Tryouts are THIS WEEK at my gym! (OK, if you listened to Dan’s podcast, you know I’m convicted by not calling it “Team Placements”. It’s a hard change, but I’m getting there! If you didn’t listen, it’s super interesting. Check it out here!)

Anyway, after all that time, I’ve learned a few lessons and I had to pass them on. If you have more, send them my way and I’ll add them to this blog!! 

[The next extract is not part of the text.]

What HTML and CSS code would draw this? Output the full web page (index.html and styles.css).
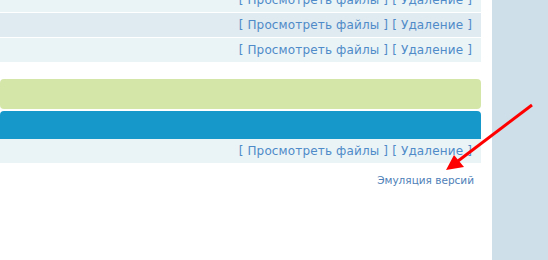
FILE: index.html
```html
<!DOCTYPE html>
<html>
<head>
    <meta charset="UTF-8">
    <title>Файлы</title>
    <link rel="stylesheet" href="styles.css">
</head>
<body>
    <div class="page">
        <div class="main">
            <div class="row row-top light"><span class="links">[ <a href="#">Просмотреть файлы</a> ] [ <a href="#">Удаление</a> ]</span></div>
            <div class="row mid"><span class="links">[ <a href="#">Просмотреть файлы</a> ] [ <a href="#">Удаление</a> ]</span></div>
            <div class="row light"><span class="links">[ <a href="#">Просмотреть файлы</a> ] [ <a href="#">Удаление</a> ]</span></div>
            <div class="green-bar"></div>
            <div class="blue-bar"></div>
            <div class="row light"><span class="links">[ <a href="#">Просмотреть файлы</a> ] [ <a href="#">Удаление</a> ]</span></div>
            <div class="emulation"><a href="#">Эмуляция версий</a></div>
        </div>
        <div class="sidebar"></div>
    </div>
    <!-- red arrow pointing at the link -->
    <svg class="arrow" width="548" height="260" viewBox="0 0 548 260">
        <line x1="532" y1="105" x2="458" y2="161" stroke="#ff0000" stroke-width="3"/>
        <polygon points="446,170 454,155 464,167" fill="#ff0000"/>
    </svg>
</body>
</html>
```
FILE: styles.css
```css
body {
    margin: 0;
    background-color: #ffffff;
    font-family: "DejaVu Sans", Verdana, sans-serif;
}
.page {
    display: flex;
    height: 260px;
    overflow: hidden;
}
.main {
    width: 481px;
    margin-right: 11px;
}
.sidebar {
    flex: 1;
    background-color: #cedfe9;
}
.row {
    height: 24px;
    margin-bottom: 1px;
    display: flex;
    align-items: center;
    justify-content: flex-end;
    padding-right: 9px;
    font-size: 12px;
    letter-spacing: 0.15px;
    color: #4f8bc8;
}
.row-top {
    margin-top: -12px;
}
.light {
    background-color: #eaf4f7;
}
.mid {
    background-color: #dfeaf1;
}
.links a {
    color: #4f8bc8;
    text-decoration: none;
}
.green-bar {
    margin-top: 17px;
    height: 30px;
    background-color: #d5e6a9;
    border-radius: 4px;
    margin-bottom: 2px;
}
.blue-bar {
    height: 28px;
    background-color: #1798cb;
    border-radius: 4px 4px 0 0;
}
.emulation {
    text-align: right;
    padding-right: 7px;
    margin-top: 11px;
    font-size: 10.5px;
}
.emulation a {
    color: #4f7fb8;
    text-decoration: none;
}
.arrow {
    position: absolute;
    left: 0;
    top: 0;
    pointer-events: none;
}
```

    1. Try your best to prepare parents in advance for any “surprises”. I know you gave them the rubric. You know they read it and said, “She has her standing handspring, but not a roundoff back handspring. She’s a level 2 anyway.” Oh cheer moms. I love them. I’m teasing of course. I understand they see how hard their child works and wants to reward them with levels based on effort. That’s not reality, but it’s the mama bear in them, and I can’t blame them. If you watch your fifth grader study SO HARD for their states test and they bomb it, you’re probably not too mad. In your mind, the effort earned an A. Unfortunately cheer doesn’t always work that way, so if you think a parent has an unrealistic expectation, be VERY clear what the athlete’s skills are and what age divisions and levels the athlete is eligible for. If you level the athlete up due to stunting or because you need so and so on a team, they can be pleasantly surprised. 
    2. Don’t talk to angry parents. I mean, you’ll eventually need to talk to them, but give them 24 hours to cool off. Two years ago I told parents we’d release teams on Saturday and if they had questions or concerns, they could reach out on Monday. I got a call from a parent Saturday within 20 minutes of releasing teams. I knew her and thought, “There’s no way it’s about placements. Maybe she’s just panicking she didn’t get the email.” I was wrong. She was angry about making a particular team. In fact, that made her less angry than the fact that another athlete with similar tumbling made a crossover team of a higher level. The athlete she referred to was a fantastic base. Her daughter was a front spot with little interest in basing. (Look at me even justifying it to you 🤣) Anyway, I engaged in the conversation thinking I’d be able to talk her down. I listened. I responded. I got to listen again. I started to respond. Then I got to listen more. I didn’t take my own advice. By Monday, the athlete was registered for the same level at a gym in KC. The drive was so far that mom rented an apartment in the city so they would be closer to the gym. I didn’t know she had that in her. I also shouldn’t have engaged in the conversation while she was so angry. I was naive. Don’t be Danielle. 
    3. Sell or be sold. Grant Cardone wrote this book and it spoke to me. Everything you do in life is a reality of persuasion. Either you’re persuading someone or they’re persuading you. So, I will tell you now. SELL your athletes on the level they should expect. I have a tryout Facebook group of all the parents and athletes who are trying out this season. Last week I posted an amazing level 1 routine I saw. This week I’ll post 2-3 more level 1 routines. Why? I’ve got 86 kids trying out who are level 1 athletes. I need to sell them on how great level 1 is. Me? I love level 1. It’s fun and every year I see more and more creative skills. I find the most creative and challenging routines and make sure our teams see those!
    4. Plan for rest after tryouts. We don’t take a lot of rest from our end of season event to tryouts, and your kids need rest. So, celebrate the new teams, bond a bit and then take a week or two break to just rest. The new season doesn’t have to start yet. You’ll be fine. If you didn’t read why rest is so important, check out my blog on that last week here.
    5. Overestimate the amount of time tryouts will take. I am a mom, so I am in the cheer moms groups. I recently saw someone genuinely asking why tryouts cost money. Well, they take an enormous amount of behind-the-scenes time. Especially this year as I revised tryout scoresheets to reflect the new scoresheets. We spent 12-15 hours revising last year’s scoresheets, adding a tryout application, revising the tryout application questions, hosting a live tryout meeting, two flyers’ tryout meetings, a followup tryout meeting (when the scoresheet changed), attending open gym as a staff to watch some additional out-of-level passes the kids had been working hard on, and now this week we’ll print and organize all of that. We’ll have four judges for tryouts for 8 hours and two admin people to help speed the process along. I’ll have a junior coach warming up littles so they can perform skills safely. We’ll then spend about 3 hours forming teams with our 114 athletes currently registered. Finally, we’ll prepare the emails and post the team graphics. There is SO MUCH involved in tryouts. I’ve estimated almost 30 hours with a staff of 3-6 at any given time. Even when I had a super small program 2 years ago with 28 kids, we spent a lot of time preparing. Don’t underestimate it and rush yourself because you committed to other things over the weekend. Think through everything, and enjoy the process. You’ll be living with your choices all year, so it’s worth taking your time here.

So, as we head into this week, take a deep breath and enjoy the process. It’s going to be stressful, but the start of something new is also so much fun.